I have a general rule. If you can pay to fly direct, generally fly direct. There will be a time when you are very young and very old where you have the luxury of time but no financial ooph. Then you fly via via via but otherwise, try go direct.

So I had to fund a holiday for two and I had to break the cardinal rule. I had to go via via via.

I refused to go via Charles de Gaulle because that airport is infamous at losing either me or my luggage or both. It is impossible to get round that squashed doughnut shape quickly enough to make connecting flights (or have your luggage moved onto them) if you are even slightly delayed from your start point.

So we went via Dubai. I generally avoid anywhere connecting that is firstly in a desert and secondly starts with a D (and thirdly but not exclusively usually hosted in a place where they cut your hands off for theft and women are lesser citizens). So for me that means I generally don’t go via Dubai, Doha, Dakar and Abu Dhabi (I know the D is in the wrong place) – or Accra for that matter (A apparently being the other letter to avoid.)

Airflight was fine. Good in fact. But I remembered why I don’t do via. You land in a timezone that is in the middle of the night EVERYWHERE, including the place you are in, which just adds to the jetlag.

Bits of the airport smell like curry for some inexplicable reason and you can’t tell if it’s due to other weary passengers or a food house. Despite ‘duty free’ and ‘tax free’, many things are not particularly cheap. And noone really needs to own a giant Toblerone. Or, for some very strange reason, plastic containers making up jumbo litres of flavoured water when diluted out and mixed up. Or dates. (not the fun other half kind, the fruit type) Or alcohol. Or luxury brands you couldn’t afford BEFORE you went on holiday – and which don’t become MORE affordable just because you are in an airport.

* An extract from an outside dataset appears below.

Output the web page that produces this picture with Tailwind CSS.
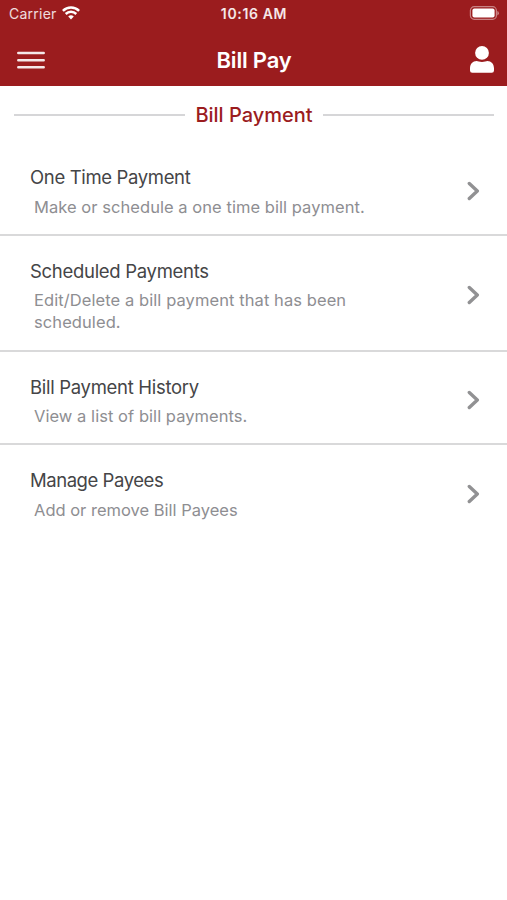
<!DOCTYPE html>
<html lang="en">
  <head>
    <meta charset="UTF-8" />
    <meta name="viewport" content="width=device-width, initial-scale=1.0" />
    <title>Bill Pay</title>
    <script src="https://cdn.jsdelivr.net/npm/@tailwindcss/browser@4"></script>
  </head>
  <body class="bg-white min-h-screen font-['Inter',sans-serif]">
    <header class="bg-[#9b1c1e] text-white h-[86px]">
      <!-- Status bar -->
      <div class="grid grid-cols-3 items-center h-7 pl-[9px] pr-[8px] text-[14px]">
        <div class="flex items-center gap-[5px] pb-[2px] text-white/85">
          <span class="tracking-[0.25px]">Carrier</span>
          <svg class="w-[18px] h-[14px] text-white" viewBox="0 0 18 14" fill="none" stroke="currentColor" stroke-width="2.5">
            <path d="M0.9 4.9a11.6 11.6 0 0 1 16.2 0" />
            <path d="M3.7 8a7.6 7.6 0 0 1 10.6 0" />
            <path d="M9 13.6l-2.8-3a4.1 4.1 0 0 1 5.6 0z" fill="currentColor" stroke="none" />
          </svg>
        </div>
        <span class="text-center font-semibold text-white/90 tracking-[0.65px] text-[14px] pb-[1px]">10:16 AM</span>
        <svg class="w-[31px] h-[14px] justify-self-end mb-[2px]" viewBox="0 0 31 14">
          <rect x="2.4" y="0.7" width="26" height="12.6" rx="3.8" fill="none" stroke="white" stroke-opacity="0.45" stroke-width="1.2" />
          <rect x="4.4" y="2.4" width="22.2" height="9.2" rx="2" fill="white" />
          <path d="M29.4 5v4.4a2.4 2.4 0 0 0 0-4.4z" fill="white" fill-opacity="0.5" />
        </svg>
      </div>

      <!-- Nav bar -->
      <div class="grid grid-cols-3 items-center h-[58px] pl-[17px] pr-[13px]">
        <div class="pt-[6px]">
          <svg class="w-[28px] h-[18px]" viewBox="0 0 28 18" stroke="white" stroke-opacity="0.9" stroke-width="2.5" stroke-linecap="round">
            <path d="M1.3 2h25.4M1.3 9.2h25.4M1.3 16.3h25.4" />
          </svg>
        </div>
        <h1 class="text-center text-[22px] font-semibold pt-[6px] pr-[3px] tracking-[-0.2px]">Bill Pay</h1>
        <svg class="w-[24px] h-[27px] justify-self-end mt-[5px]" viewBox="0 0 24 27" fill="white">
          <circle cx="12" cy="6.9" r="6.9" />
          <path d="M0 22.2C0 18 2.8 15 6.6 15c1.4 0 2.8 1 5.4 1s4-1 5.4-1c3.8 0 6.6 3 6.6 7.2v2.3a2.3 2.3 0 0 1-2.3 2.3H2.3A2.3 2.3 0 0 1 0 24.5z" />
        </svg>
      </div>
    </header>

    <main>
      <div class="flex items-center gap-[10px] h-[57px] pl-[14px] pr-[13px]">
        <span class="flex-1 h-[2px] bg-[#d6d6d8]"></span>
        <h2 class="text-[20px] font-medium text-[#9b1c1e]">Bill Payment</h2>
        <span class="flex-1 h-[2px] bg-[#d6d6d8]"></span>
      </div>

      <ul>
        <li class="flex items-center justify-between h-[93px] pl-[30px] pr-[27px] border-b-2 border-[#d9d9da]">
          <div class="pt-[4px]">
            <h3 class="text-[18.5px] leading-[26px] tracking-[-0.35px] text-[#454547]">One Time Payment</h3>
            <p class="mt-[6px] pl-[4px] text-[16.5px] leading-[22px] tracking-[0.05px] text-[#8e8e92]">Make or schedule a one time bill payment.</p>
          </div>
          <svg class="w-[13px] h-[20px] mt-[5px]" viewBox="0 0 13 20" fill="none" stroke="#919193" stroke-width="3.4" stroke-linecap="round" stroke-linejoin="round"><path d="M2.3 2.5l8 7.5-8 7.5" /></svg>
        </li>
        <li class="flex items-center justify-between h-[116px] pl-[30px] pr-[27px] border-b-2 border-[#d9d9da]">
          <div class="pt-[4px]">
            <h3 class="text-[18.5px] leading-[26px] tracking-[-0.3px] text-[#454547]">Scheduled Payments</h3>
            <p class="mt-[5px] pl-[4px] w-[350px] text-[16.5px] leading-[22px] tracking-[0.08px] text-[#8e8e92]">Edit/Delete a bill payment that has been scheduled.</p>
          </div>
          <svg class="w-[13px] h-[20px] mt-[4px]" viewBox="0 0 13 20" fill="none" stroke="#919193" stroke-width="3.4" stroke-linecap="round" stroke-linejoin="round"><path d="M2.3 2.5l8 7.5-8 7.5" /></svg>
        </li>
        <li class="flex items-center justify-between h-[93px] pl-[30px] pr-[27px] border-b-2 border-[#d9d9da]">
          <div class="pt-[5px]">
            <h3 class="text-[18.5px] leading-[26px] tracking-[-0.3px] text-[#454547]">Bill Payment History</h3>
            <p class="mt-[5px] pl-[4px] text-[16.5px] leading-[22px] tracking-[0.05px] text-[#8e8e92]">View a list of bill payments.</p>
          </div>
          <svg class="w-[13px] h-[20px] mt-[5px]" viewBox="0 0 13 20" fill="none" stroke="#919193" stroke-width="3.4" stroke-linecap="round" stroke-linejoin="round"><path d="M2.3 2.5l8 7.5-8 7.5" /></svg>
        </li>
        <li class="flex items-center justify-between h-[93px] pl-[30px] pr-[27px]">
          <div class="pt-[4px]">
            <h3 class="text-[18.5px] leading-[26px] tracking-[-0.45px] text-[#454547]">Manage Payees</h3>
            <p class="mt-[6px] pl-[4px] text-[16.5px] leading-[22px] text-[#8e8e92]">Add or remove Bill Payees</p>
          </div>
          <svg class="w-[13px] h-[20px] mt-[5px]" viewBox="0 0 13 20" fill="none" stroke="#919193" stroke-width="3.4" stroke-linecap="round" stroke-linejoin="round"><path d="M2.3 2.5l8 7.5-8 7.5" /></svg>
        </li>
      </ul>
    </main>
  </body>
</html>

The edges of the building, near glass doors or escalators onto atriums, are very hot. Because outside even in the middle of the night it’s over 30 degrees Celsius. But don’t worry. The inside areas are very cold. So you wish you had stolen the airplane blanky, such is the airconditioning.

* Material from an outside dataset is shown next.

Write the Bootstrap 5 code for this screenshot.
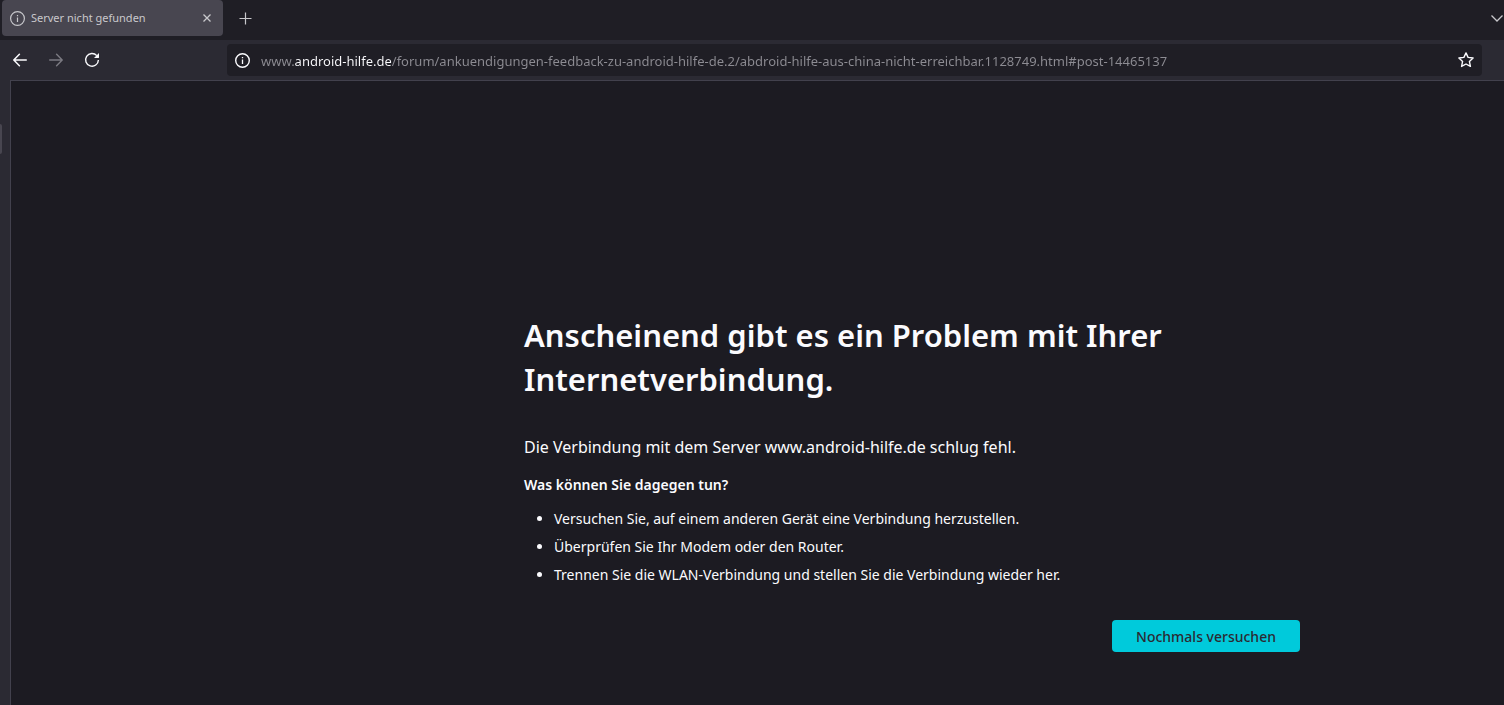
<!DOCTYPE html>
<html lang="de">
<head>
<meta charset="utf-8">
<meta name="viewport" content="width=device-width, initial-scale=1">
<title>Server nicht gefunden</title>
<link href="https://cdn.jsdelivr.net/npm/bootstrap@5.3.0/dist/css/bootstrap.min.css" rel="stylesheet">
<style>
  body { background: #2b2a33; color: #fbfbfe; font-family: "Noto Sans", "Open Sans", sans-serif; font-size: 14px; }
  button svg, .browser-tab svg, .urlbar svg { display: block; flex: none; }
  .tabstrip { height: 40px; background: #1f1e25; padding-left: 2px; }
  .browser-tab { width: 221px; height: 36px; background: #484650; border-radius: 4px; padding: 0 8px; color: #c8c8cc; font-size: 11px; }
  .tab-title { margin-left: 6px; padding-top: 1px; }
  .tool { padding: 0; border: 0; background: none; color: #fbfbfe; width: 36px; height: 32px; display: flex; align-items: center; justify-content: center; }
  .tool:disabled { color: #7b7a82; }
  .tool-dim { color: #c8c8cc; height: 36px; }
  .tool-close { width: 16px; }
  .tool-list { width: 14px; }
  .tool-star { width: 32px; }
  .toolbar { height: 40px; padding: 0 22px 0 2px; }
  .urlbar { height: 32px; background: #1f1e25; border-radius: 4px; padding-left: 8px; margin-left: 117px; }
  .url { border: 0; outline: 0; padding: 2px 0 0; height: 24px; margin-left: 11px; font-size: 13px; color: #8d8c93;
    background: linear-gradient(90deg, #8d8c93 33px, #fbfbfe 33px, #fbfbfe 130px, #8d8c93 130px);
    -webkit-background-clip: text; background-clip: text; -webkit-text-fill-color: transparent; }
  .sidebar-edge { width: 10px; padding-top: 44px; }
  .sidebar-grip { width: 2px; height: 30px; background: #484650; border-radius: 0 2px 2px 0; }
  .viewport { background: #1c1b22; border: solid #42414d; border-width: 1px 0 0 1px; padding: 232px 48px 52px; }
  .error-page { max-width: 1085px; padding-left: 309px; }
  .error-title { font-size: 31px; line-height: 44px; font-weight: 600; margin-bottom: 34px; }
  .error-short { font-size: 16px; line-height: 24px; margin-bottom: 15px; }
  .error-list-title { font-weight: 600; line-height: 22px; margin-bottom: 11px; }
  .error-list { padding-left: 30px; line-height: 24px; margin-bottom: 33px; }
  .error-list li + li { margin-top: 4px; }
  .btn-retry { width: 188px; height: 32px; padding: 0; border: 0; border-radius: 4px; background: #00cadb; color: #2b2a33; font-size: 14px; font-weight: 500; }
  .btn-retry:hover { background: #80ebff; color: #2b2a33; }
</style>
</head>
<body class="d-flex flex-column min-vh-100">
  <header>
    <div class="tabstrip d-flex align-items-start">
      <div class="browser-tab d-flex align-items-center">
        <svg width="15" height="15" viewBox="0 0 15 15" fill="none" stroke="currentColor" aria-hidden="true"><circle cx="7.5" cy="7.5" r="6.9" stroke-width="1.2"/><path d="M7.5 6.5v4.5M7.5 4v1.2" stroke-width="1.2"/></svg>
        <span class="tab-title flex-grow-1 text-truncate">Server nicht gefunden</span>
        <button class="tool tool-dim tool-close" type="button" aria-label="Tab schließen"><svg width="8" height="8" viewBox="0 0 8 8" stroke="currentColor" stroke-width="1.3"><path d="M.5.5l7 7M7.5.5l-7 7"/></svg></button>
      </div>
      <button class="tool tool-dim ms-1" type="button" aria-label="Neuer Tab"><svg width="13" height="13" viewBox="0 0 13 13" stroke="currentColor" stroke-width="1.2"><path d="M6.5 .5v12M.5 6.5h12"/></svg></button>
      <button class="tool tool-dim tool-list ms-auto" type="button" aria-label="Alle Tabs auflisten"><svg width="12" height="7" viewBox="0 0 12 7" fill="none" stroke="currentColor" stroke-width="1.3"><path d="M.5.5L6 6 11.5.5"/></svg></button>
    </div>
    <nav class="toolbar d-flex align-items-center" aria-label="Navigation">
      <button class="tool" type="button" aria-label="Zurück"><svg width="14" height="14" viewBox="0 0 14 14" fill="none" stroke="currentColor" stroke-width="1.5" stroke-linecap="round" stroke-linejoin="round"><path d="M13.3 7H1M6.4 1.3L.8 7l5.6 5.7"/></svg></button>
      <button class="tool" type="button" aria-label="Vor" disabled><svg width="14" height="14" viewBox="0 0 14 14" fill="none" stroke="currentColor" stroke-width="1.4" stroke-linecap="round" stroke-linejoin="round"><path d="M.7 7H13M7.6 1.3L13.2 7l-5.6 5.7"/></svg></button>
      <button class="tool" type="button" aria-label="Neu laden"><svg width="16" height="16" viewBox="0 0 16 16" fill="none" stroke="currentColor" stroke-width="1.4"><path d="M12.8 3.6A6.4 6.4 0 1 0 14.4 8"/><path d="M15 1v4.6a.4.4 0 0 1-.4.4H10z" fill="currentColor" stroke="none"/></svg></button>
      <div class="urlbar d-flex align-items-center flex-grow-1">
        <svg width="15" height="15" viewBox="0 0 15 15" fill="none" stroke="currentColor" aria-hidden="true"><circle cx="7.5" cy="7.5" r="6.8" stroke-width="1.4"/><path d="M7.5 6.5v4.5M7.5 4v1.2" stroke-width="1.3"/></svg>
        <input class="url flex-grow-1" type="text" aria-label="Adresse" spellcheck="false" value="www.android-hilfe.de/forum/ankuendigungen-feedback-zu-android-hilfe-de.2/abdroid-hilfe-aus-china-nicht-erreichbar.1128749.html#post-14465137">
        <button class="tool tool-star" type="button" aria-label="Lesezeichen hinzufügen"><svg width="16" height="16" viewBox="0 0 16 16" fill="none" stroke="currentColor" stroke-width="1.4" stroke-linejoin="round"><path d="M8 .9l2.1 4.5 5 .6-3.7 3.4 1 5L8 12l-4.4 2.4 1-5L.9 6l5-.6z"/></svg></button>
      </div>
    </nav>
  </header>
  <div class="d-flex flex-grow-1">
    <div class="sidebar-edge"><div class="sidebar-grip"></div></div>
    <main class="viewport flex-grow-1">
      <div class="error-page mx-auto">
        <h1 class="error-title">Anscheinend gibt es ein Problem mit Ihrer Internetverbindung.</h1>
        <p class="error-short">Die Verbindung mit dem Server www.android-hilfe.de schlug fehl.</p>
        <p class="error-list-title">Was können Sie dagegen tun?</p>
        <ul class="error-list">
          <li>Versuchen Sie, auf einem anderen Gerät eine Verbindung herzustellen.</li>
          <li>Überprüfen Sie Ihr Modem oder den Router.</li>
          <li>Trennen Sie die WLAN-Verbindung und stellen Sie die Verbindung wieder her.</li>
        </ul>
        <div class="d-flex justify-content-end">
          <button class="btn btn-retry" type="button">Nochmals versuchen</button>
        </div>
      </div>
    </main>
  </div>
<script src="https://cdn.jsdelivr.net/npm/bootstrap@5.3.0/dist/js/bootstrap.bundle.min.js"></script>
</body>
</html>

Over half the restaurants, aesthetics AND branding looking like they have escaped from a mall in London. With excessive tourist prices to boot. Due to the jet lag/time lag issue, these restaurants live in some twilight limbo and serve breakfast next to supper according to diners needs.

Staff all clearly never see sunlight, working these strange graveyard shifts, and mostly appear Filipino, Indian, the odd Caucasian, the so called ‘locals’ clearly have better things to do, like SLEEP.

I’ve heard if you actually exit the airport prices drop (temperatures no doubt rise unless you are in airconditioning.)

Whatever. Personally, so far, that is another step too far for me.